━━━━━ STORED RECORDS

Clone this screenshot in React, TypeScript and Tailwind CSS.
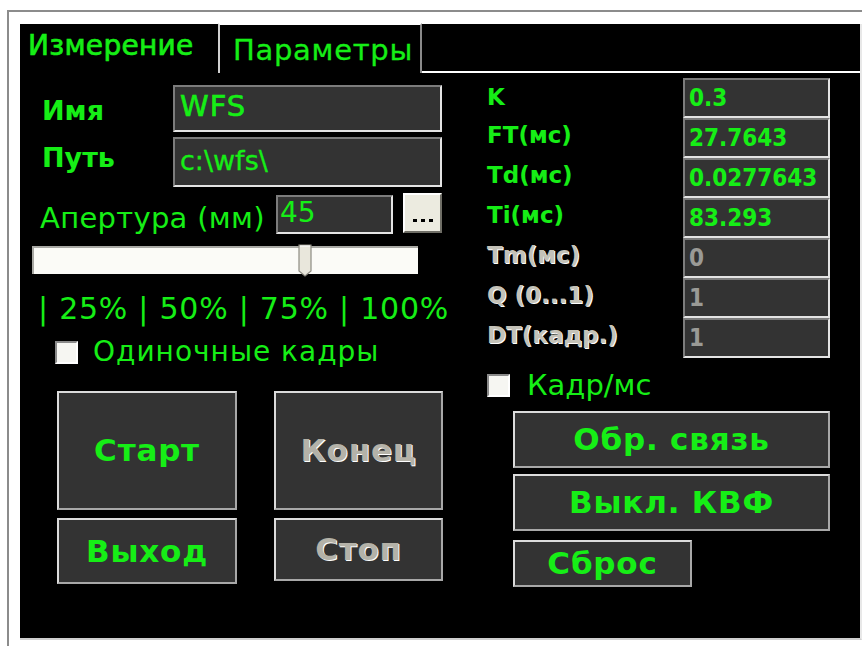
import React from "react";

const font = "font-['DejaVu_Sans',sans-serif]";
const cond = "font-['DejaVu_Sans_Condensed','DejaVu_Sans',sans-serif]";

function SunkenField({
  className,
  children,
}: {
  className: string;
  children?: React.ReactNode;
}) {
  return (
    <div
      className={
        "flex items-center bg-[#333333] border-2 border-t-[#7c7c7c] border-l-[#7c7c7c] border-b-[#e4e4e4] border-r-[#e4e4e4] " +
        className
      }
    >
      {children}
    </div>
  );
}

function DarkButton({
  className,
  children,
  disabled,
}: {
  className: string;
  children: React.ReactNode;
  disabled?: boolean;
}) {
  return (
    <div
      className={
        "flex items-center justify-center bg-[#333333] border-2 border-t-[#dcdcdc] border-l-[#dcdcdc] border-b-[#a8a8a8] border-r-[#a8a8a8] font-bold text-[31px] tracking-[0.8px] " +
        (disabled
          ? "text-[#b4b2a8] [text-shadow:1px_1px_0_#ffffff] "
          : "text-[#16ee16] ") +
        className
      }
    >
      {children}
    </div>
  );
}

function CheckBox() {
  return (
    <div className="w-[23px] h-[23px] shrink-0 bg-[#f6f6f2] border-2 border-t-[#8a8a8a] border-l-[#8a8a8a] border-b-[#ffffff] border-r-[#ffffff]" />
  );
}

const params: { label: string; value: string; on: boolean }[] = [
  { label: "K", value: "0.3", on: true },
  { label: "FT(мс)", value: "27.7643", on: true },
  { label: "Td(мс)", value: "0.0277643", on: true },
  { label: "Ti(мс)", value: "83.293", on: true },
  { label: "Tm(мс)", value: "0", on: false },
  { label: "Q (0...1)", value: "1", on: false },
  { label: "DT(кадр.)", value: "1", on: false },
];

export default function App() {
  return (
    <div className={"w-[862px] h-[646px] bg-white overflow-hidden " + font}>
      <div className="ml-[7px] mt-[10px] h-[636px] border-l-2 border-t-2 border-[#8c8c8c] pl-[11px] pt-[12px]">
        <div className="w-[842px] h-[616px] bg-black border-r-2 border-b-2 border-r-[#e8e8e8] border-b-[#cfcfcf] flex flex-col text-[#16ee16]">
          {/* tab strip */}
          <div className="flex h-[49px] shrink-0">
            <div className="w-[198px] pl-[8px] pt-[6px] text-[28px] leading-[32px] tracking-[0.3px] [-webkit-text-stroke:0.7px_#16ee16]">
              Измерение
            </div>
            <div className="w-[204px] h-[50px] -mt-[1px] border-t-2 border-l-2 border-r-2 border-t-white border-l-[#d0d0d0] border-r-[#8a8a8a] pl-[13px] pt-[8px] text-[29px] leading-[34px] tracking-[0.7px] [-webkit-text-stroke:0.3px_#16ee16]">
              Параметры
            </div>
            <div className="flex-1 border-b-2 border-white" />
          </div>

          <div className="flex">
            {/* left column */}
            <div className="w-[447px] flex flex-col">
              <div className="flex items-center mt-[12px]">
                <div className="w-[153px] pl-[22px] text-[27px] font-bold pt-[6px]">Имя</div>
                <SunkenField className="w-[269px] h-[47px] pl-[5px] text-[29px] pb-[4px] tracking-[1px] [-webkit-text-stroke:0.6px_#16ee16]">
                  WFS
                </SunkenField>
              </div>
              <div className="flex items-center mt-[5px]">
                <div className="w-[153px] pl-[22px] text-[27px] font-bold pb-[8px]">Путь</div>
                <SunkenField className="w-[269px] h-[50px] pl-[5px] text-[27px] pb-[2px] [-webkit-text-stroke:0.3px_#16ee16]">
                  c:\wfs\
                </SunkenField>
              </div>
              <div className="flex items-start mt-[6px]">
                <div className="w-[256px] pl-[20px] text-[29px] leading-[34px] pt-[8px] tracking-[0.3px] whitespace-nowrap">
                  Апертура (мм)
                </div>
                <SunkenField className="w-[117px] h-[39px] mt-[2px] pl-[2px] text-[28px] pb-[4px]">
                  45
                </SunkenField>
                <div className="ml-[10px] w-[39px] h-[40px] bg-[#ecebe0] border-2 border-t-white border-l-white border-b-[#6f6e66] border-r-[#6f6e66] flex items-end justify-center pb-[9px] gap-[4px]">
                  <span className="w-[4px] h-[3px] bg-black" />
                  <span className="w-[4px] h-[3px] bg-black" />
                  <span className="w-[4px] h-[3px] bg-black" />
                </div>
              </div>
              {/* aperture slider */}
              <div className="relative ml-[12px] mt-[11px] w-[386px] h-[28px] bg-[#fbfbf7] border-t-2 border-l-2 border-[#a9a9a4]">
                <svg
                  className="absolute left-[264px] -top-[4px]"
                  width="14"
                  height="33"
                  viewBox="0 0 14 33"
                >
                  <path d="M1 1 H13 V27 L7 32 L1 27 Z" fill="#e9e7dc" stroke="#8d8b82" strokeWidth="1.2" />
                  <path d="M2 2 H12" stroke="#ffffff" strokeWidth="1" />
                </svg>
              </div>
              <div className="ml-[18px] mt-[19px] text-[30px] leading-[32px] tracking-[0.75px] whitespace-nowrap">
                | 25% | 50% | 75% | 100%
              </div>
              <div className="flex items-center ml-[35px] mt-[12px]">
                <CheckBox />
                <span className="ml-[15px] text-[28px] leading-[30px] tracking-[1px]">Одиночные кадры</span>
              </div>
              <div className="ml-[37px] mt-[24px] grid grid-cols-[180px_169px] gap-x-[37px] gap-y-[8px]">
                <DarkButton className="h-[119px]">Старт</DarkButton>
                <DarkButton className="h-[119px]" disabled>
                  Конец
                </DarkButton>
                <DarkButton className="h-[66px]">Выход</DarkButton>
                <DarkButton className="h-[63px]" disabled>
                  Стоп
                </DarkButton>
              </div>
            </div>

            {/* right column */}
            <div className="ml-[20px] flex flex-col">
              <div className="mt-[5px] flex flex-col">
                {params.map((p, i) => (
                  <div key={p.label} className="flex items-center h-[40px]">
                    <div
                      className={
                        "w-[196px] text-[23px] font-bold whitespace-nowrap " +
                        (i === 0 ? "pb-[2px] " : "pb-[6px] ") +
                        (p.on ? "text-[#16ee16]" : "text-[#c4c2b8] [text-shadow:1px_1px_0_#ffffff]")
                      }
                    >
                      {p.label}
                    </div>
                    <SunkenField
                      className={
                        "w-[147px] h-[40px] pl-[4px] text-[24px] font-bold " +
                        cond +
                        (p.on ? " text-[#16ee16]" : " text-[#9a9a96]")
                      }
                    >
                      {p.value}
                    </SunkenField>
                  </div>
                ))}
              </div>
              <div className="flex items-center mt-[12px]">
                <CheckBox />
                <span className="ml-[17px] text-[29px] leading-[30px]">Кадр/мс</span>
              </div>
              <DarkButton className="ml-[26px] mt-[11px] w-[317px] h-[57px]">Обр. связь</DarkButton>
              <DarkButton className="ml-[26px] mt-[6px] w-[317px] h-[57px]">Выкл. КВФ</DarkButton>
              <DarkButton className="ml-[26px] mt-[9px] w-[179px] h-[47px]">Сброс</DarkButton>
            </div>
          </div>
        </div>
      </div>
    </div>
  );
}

━━━━━━━━━━
━━━━━ STORED RECORDS

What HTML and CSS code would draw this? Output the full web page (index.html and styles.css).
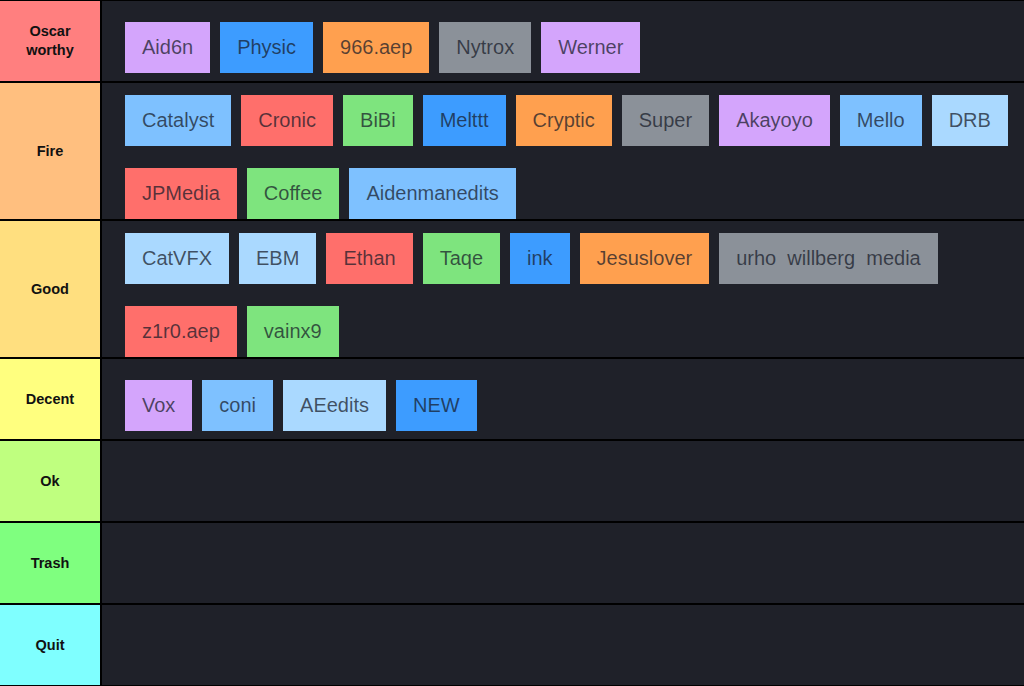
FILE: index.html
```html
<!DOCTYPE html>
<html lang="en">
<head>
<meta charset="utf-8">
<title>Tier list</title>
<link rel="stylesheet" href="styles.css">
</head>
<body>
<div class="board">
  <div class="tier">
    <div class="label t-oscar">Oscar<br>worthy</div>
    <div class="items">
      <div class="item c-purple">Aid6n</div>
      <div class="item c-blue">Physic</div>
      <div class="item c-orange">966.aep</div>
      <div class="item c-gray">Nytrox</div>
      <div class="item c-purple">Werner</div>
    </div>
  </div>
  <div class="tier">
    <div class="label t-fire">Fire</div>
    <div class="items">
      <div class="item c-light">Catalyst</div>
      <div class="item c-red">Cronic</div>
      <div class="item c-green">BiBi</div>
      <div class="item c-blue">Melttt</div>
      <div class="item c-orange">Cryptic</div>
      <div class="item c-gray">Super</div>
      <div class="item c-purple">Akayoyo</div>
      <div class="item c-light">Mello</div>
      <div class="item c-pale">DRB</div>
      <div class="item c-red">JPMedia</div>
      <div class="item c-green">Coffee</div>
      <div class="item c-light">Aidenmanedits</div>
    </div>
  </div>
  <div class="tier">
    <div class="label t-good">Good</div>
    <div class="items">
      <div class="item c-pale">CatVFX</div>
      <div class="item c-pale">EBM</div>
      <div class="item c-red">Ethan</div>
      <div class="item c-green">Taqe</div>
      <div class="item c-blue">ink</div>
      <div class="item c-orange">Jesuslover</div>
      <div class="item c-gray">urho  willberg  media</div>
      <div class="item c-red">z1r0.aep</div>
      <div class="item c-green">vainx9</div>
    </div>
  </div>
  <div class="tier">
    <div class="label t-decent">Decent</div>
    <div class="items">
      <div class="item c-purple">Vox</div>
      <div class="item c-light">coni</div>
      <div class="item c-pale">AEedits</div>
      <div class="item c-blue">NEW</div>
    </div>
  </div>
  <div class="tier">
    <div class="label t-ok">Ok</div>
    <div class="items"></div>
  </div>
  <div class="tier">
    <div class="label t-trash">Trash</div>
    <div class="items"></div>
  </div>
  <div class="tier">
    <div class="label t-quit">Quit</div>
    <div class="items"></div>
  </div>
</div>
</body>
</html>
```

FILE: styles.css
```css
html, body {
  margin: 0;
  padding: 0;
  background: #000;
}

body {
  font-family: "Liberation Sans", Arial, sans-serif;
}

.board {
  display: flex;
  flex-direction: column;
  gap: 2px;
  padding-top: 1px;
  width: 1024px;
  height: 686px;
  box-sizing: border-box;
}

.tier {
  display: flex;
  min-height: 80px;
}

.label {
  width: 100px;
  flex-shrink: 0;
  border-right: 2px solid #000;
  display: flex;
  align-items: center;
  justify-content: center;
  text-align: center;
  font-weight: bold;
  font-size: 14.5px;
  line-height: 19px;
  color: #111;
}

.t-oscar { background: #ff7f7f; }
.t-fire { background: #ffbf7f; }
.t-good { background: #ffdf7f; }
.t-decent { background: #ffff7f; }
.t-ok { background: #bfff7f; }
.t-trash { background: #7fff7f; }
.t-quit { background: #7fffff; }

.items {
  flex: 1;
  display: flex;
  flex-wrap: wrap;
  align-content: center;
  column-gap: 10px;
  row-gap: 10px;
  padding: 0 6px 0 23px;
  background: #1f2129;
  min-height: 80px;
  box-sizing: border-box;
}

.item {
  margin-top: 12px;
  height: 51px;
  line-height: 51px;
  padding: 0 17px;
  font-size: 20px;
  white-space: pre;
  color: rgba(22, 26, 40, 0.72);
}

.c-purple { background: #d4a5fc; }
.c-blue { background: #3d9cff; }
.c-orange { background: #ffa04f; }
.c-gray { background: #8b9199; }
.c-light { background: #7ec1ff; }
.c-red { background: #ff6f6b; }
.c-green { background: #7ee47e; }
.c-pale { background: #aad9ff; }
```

━━━━━━━━━━

### WHAT THE TASK REQUIRES:
Go through the entries above and count the lines containing the word "index"; give only that count.

### RIGHT ANSWER:
2